Vice-president of the New-Caledonia Council of government
- In office 18 June 1982 – 6 September 1984
- Preceded by: Dick Ukeiwé
- Succeeded by: Dick Ukeiwé

Mayor of Hienghène
- In office 1977–1989
- Preceded by: Yves de Villelongue
- Succeeded by: Joseph Karié Bwarhat

President of Kanak and Socialist National Liberation Front
- In office 1984–1989
- Preceded by: Founder
- Succeeded by: Paul Néaoutyine

President of Caledonian Union
- In office 1986–1989
- Preceded by: Rock Pidjot
- Succeeded by: François Burck [fr]

Personal details
- Born: 30 January 1936 Hienghène, Nouvelle-Calédonie
- Died: 4 May 1989 (aged 53) Ouvéa, Nouvelle-Calédonie
- Cause of death: Assassination by shooting
- Party: Kanak and Socialist National Liberation Front Union calédonienne
- Spouse: Marie-Claude Wetta
- Children: Emmanuel Tjibaou
- Alma mater: Faculté catholique de Lyon École pratique des hautes études
- Profession: Catholic priest Fonctionnaire territoriale [fr]

= Jean-Marie Tjibaou =

New Calaedonian politician

Jean-Marie Tjibaou (/fr/; 30 January 1936 – 4 May 1989) was a French politician in New Caledonia and leader of the Kanak independence movement.

He was assassinated in 1989 at the age of 53.

==Early life==
Jean-Marie Tjibaou was born on January 30, 1936. As the son of a tribal chief, he was ordained a Catholic priest but abandoned his religious vocation for a life in political activism.

== Career ==
During the 1970s, he undertook a thesis in ethnology at the Sorbonne.
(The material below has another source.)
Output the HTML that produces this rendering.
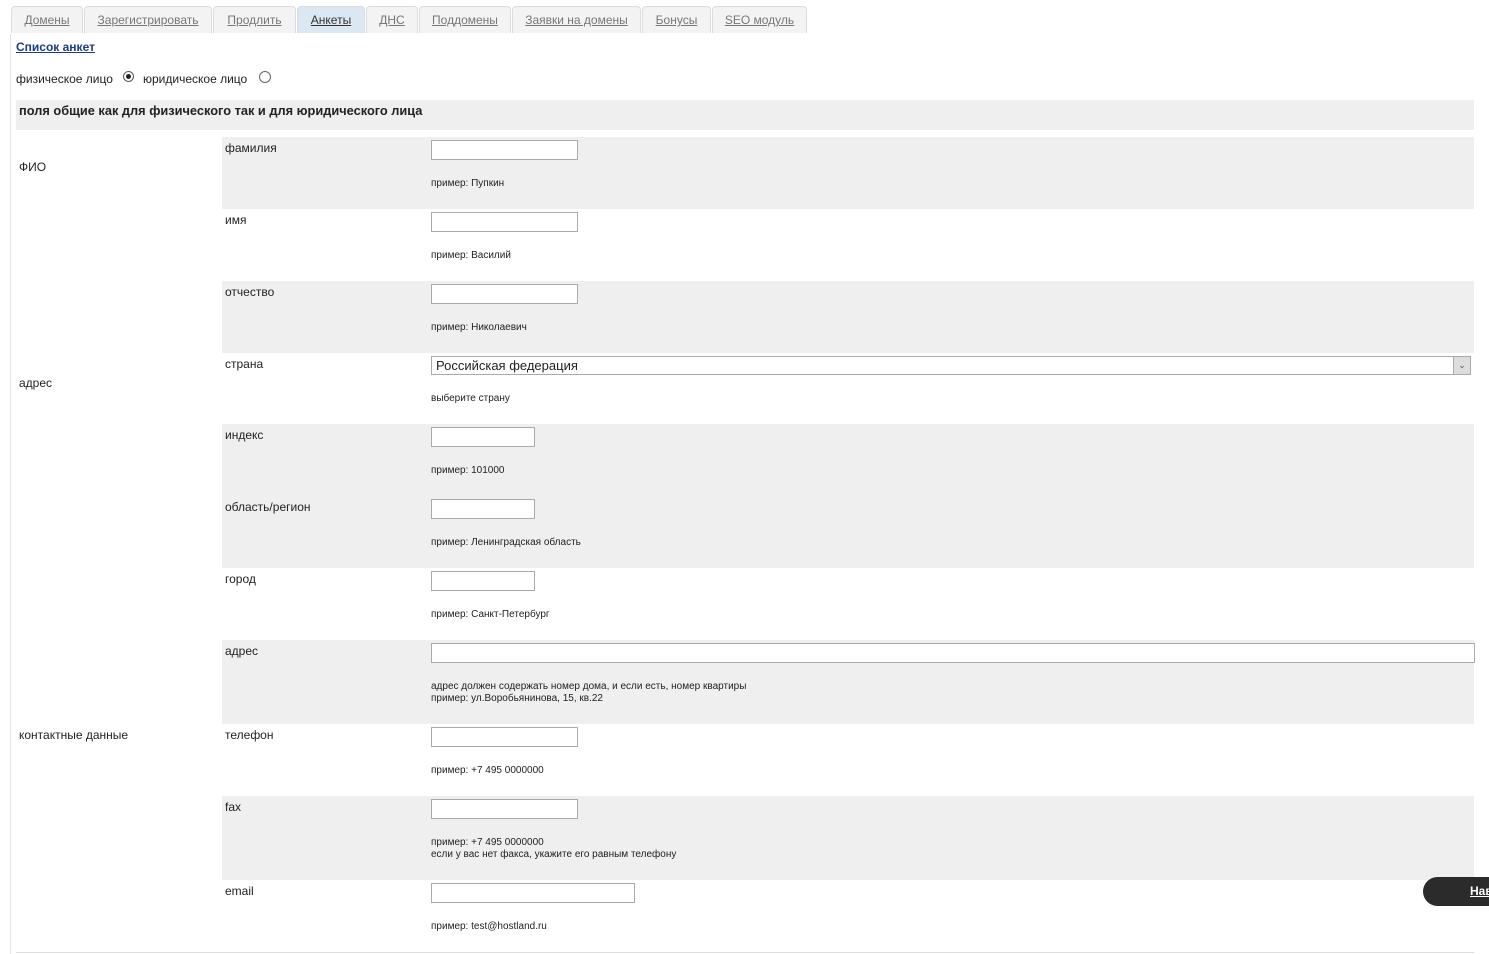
<!DOCTYPE html>
<html><head><meta charset="utf-8"><style>
body{margin:0;width:1489px;height:954px;background:#fff;font-family:"Liberation Sans","DejaVu Sans",sans-serif;font-size:12px;color:#222;position:relative;overflow:hidden}
.a{position:absolute}
.tab{position:absolute;top:6px;height:27px;border:1px solid #dcdcdc;border-bottom:none;border-radius:4px 4px 0 0;background:#f3f3f3;box-sizing:border-box;text-align:center;line-height:26px;color:#777;text-decoration:underline;font-size:12px}
.g{position:absolute;left:222px;width:1252px;background:#efefef}
.lb{position:absolute;left:225px;font-size:12px;color:#222}
.in{position:absolute;left:431px;width:147px;height:20px;border:1px solid #aaa;box-sizing:border-box;background:#fff}
.h{position:absolute;left:431px;font-size:10px;color:#222;line-height:12px}
.sec{position:absolute;left:19px;font-size:12px}
</style></head><body>
<div class="a" style="left:10px;top:34px;width:1px;height:920px;background:#e4e4e4"></div>
<div class="a" style="left:16px;top:952px;width:1458px;height:1px;background:#ddd"></div>
<div class="tab" style="left:11px;width:72px">Домены</div>
<div class="tab" style="left:84px;width:128px">Зарегистрировать</div>
<div class="tab" style="left:213px;width:83px">Продлить</div>
<div class="tab" style="left:297px;width:68px;background:#dbe7f2;color:#333">Анкеты</div>
<div class="tab" style="left:366px;width:52px">ДНС</div>
<div class="tab" style="left:419px;width:92px">Поддомены</div>
<div class="tab" style="left:512px;width:129px">Заявки на домены</div>
<div class="tab" style="left:642px;width:69px">Бонусы</div>
<div class="tab" style="left:712px;width:95px">SEO модуль</div>
<div class="a" style="left:16px;top:40px;font-weight:bold;color:#1f3d7a;text-decoration:underline">Список анкет</div>
<div class="a" style="left:16px;top:72px">физическое лицо</div>
<div class="a" style="left:123px;top:71px;width:11px;height:11px;border:1px solid #555;border-radius:50%;box-sizing:border-box"><div style="margin:2px;width:5px;height:5px;border-radius:50%;background:#222"></div></div>
<div class="a" style="left:143px;top:72px">юридическое лицо</div>
<div class="a" style="left:259px;top:71px;width:12px;height:12px;border:1px solid #666;border-radius:50%;box-sizing:border-box"></div>
<div class="a" style="left:16px;top:100px;width:1458px;height:30px;background:#efefef"></div>
<div class="a" style="left:19px;top:103px;font-weight:bold;font-size:12.8px">поля общие как для физического так и для юридического лица</div>

<div class="g" style="top:137px;height:72px"></div>
<div class="g" style="top:281px;height:72px"></div>
<div class="g" style="top:424px;height:144px"></div>
<div class="g" style="top:640px;height:84px"></div>
<div class="g" style="top:796px;height:84px"></div>

<div class="sec" style="top:160px">ФИО</div>
<div class="sec" style="top:376px">адрес</div>
<div class="sec" style="top:728px">контактные данные</div>

<div class="lb" style="top:141px">фамилия</div><div class="in" style="top:140px"></div><div class="h" style="top:178px">пример: Пупкин</div>
<div class="lb" style="top:213px">имя</div><div class="in" style="top:212px"></div><div class="h" style="top:250px">пример: Василий</div>
<div class="lb" style="top:285px">отчество</div><div class="in" style="top:284px"></div><div class="h" style="top:322px">пример: Николаевич</div>
<div class="lb" style="top:357px">страна</div>
<div class="a" style="left:431px;top:356px;width:1040px;height:19px;border:1px solid #aaa;box-sizing:border-box;font-size:13px;line-height:17px;padding-left:4px">Российская федерация<div style="position:absolute;right:0;top:0;width:16px;height:17px;background:#ddd;border-left:1px solid #aaa;text-align:center;font-size:9px;line-height:17px;color:#555">&#8964;</div></div>
<div class="h" style="top:393px">выберите страну</div>
<div class="lb" style="top:428px">индекс</div><div class="in" style="top:427px;width:104px"></div><div class="h" style="top:465px">пример: 101000</div>
<div class="lb" style="top:500px">область/регион</div><div class="in" style="top:499px;width:104px"></div><div class="h" style="top:537px">пример: Ленинградская область</div>
<div class="lb" style="top:572px">город</div><div class="in" style="top:571px;width:104px"></div><div class="h" style="top:609px">пример: Санкт-Петербург</div>
<div class="lb" style="top:644px">адрес</div><div class="in" style="top:643px;width:1044px"></div><div class="h" style="top:681px">адрес должен содержать номер дома, и если есть, номер квартиры<br>пример: ул.Воробьянинова, 15, кв.22</div>
<div class="lb" style="top:728px">телефон</div><div class="in" style="top:727px"></div><div class="h" style="top:765px">пример: +7 495 0000000</div>
<div class="lb" style="top:800px">fax</div><div class="in" style="top:799px"></div><div class="h" style="top:837px">пример: +7 495 0000000<br>если у вас нет факса, укажите его равным телефону</div>
<div class="lb" style="top:884px">email</div><div class="in" style="top:883px;width:204px"></div><div class="h" style="top:921px">пример: test@hostland.ru</div>

<div class="a" style="left:1423px;top:877px;width:80px;height:29px;background:#2b2b2b;border-radius:15px;color:#fff;font-weight:bold;text-decoration:underline;line-height:29px;padding-left:47px;box-sizing:border-box">Нав</div>
</body></html>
While he did not complete his studies, he became engaged in cultural and ethnicity issues on New Caledonia. In 1975 he arranged the Melanesia 2000 festival, which emphasized the Kanak identity.

He was appointed mayor of Hienghène in 1977. In 1979, he was made territorial councillor in the newly-formed Independence Front. Additionally, he became the head of the pro-independence Kanak and Socialist National Liberation Front (FLNKS) in 1984.

In 1988, after the Ouvéa cave hostage taking that led to the deaths of 25 people in a pitched battle between Kanak hostage-takers and French special forces, Tjibaou signed the Matignon Agreements on behalf of the FLNKS. This entailed France agreeing to a series of institutional and economical provisions for the Kanaks, New Caledonians agreeing not to raise the issue of independence for 10 years, and both sides agreeing to an amnesty of the events in Ouvéa.

== Death ==
On May 4, 1989, Tjibaou and his vice-president Yeiwéné Yeiwéné were gunned down during a traditional Kanak ceremony on the island of Ouvéa in New Caledonia by another Kanak, Djubelly Wéa, a hardliner who viewed the Matignon Agreements as selling out the cause of independence. A cultural leader in the promotion of the indigenous Kanak culture, Wéa was shot and killed by Tjibaou's bodyguards after the attack. Witnesses said other gunmen were involved.

== Family ==
His son, Emmanuel Tjibaou, is also a Kanak independentist. Like his father was, Emmanuel Tjibaou is also active politically and became a French MP in 2024.

== Honors ==
The modern Jean-Marie Tjibaou Cultural Centre, designed by Italian architect Renzo Piano, is named in his honour.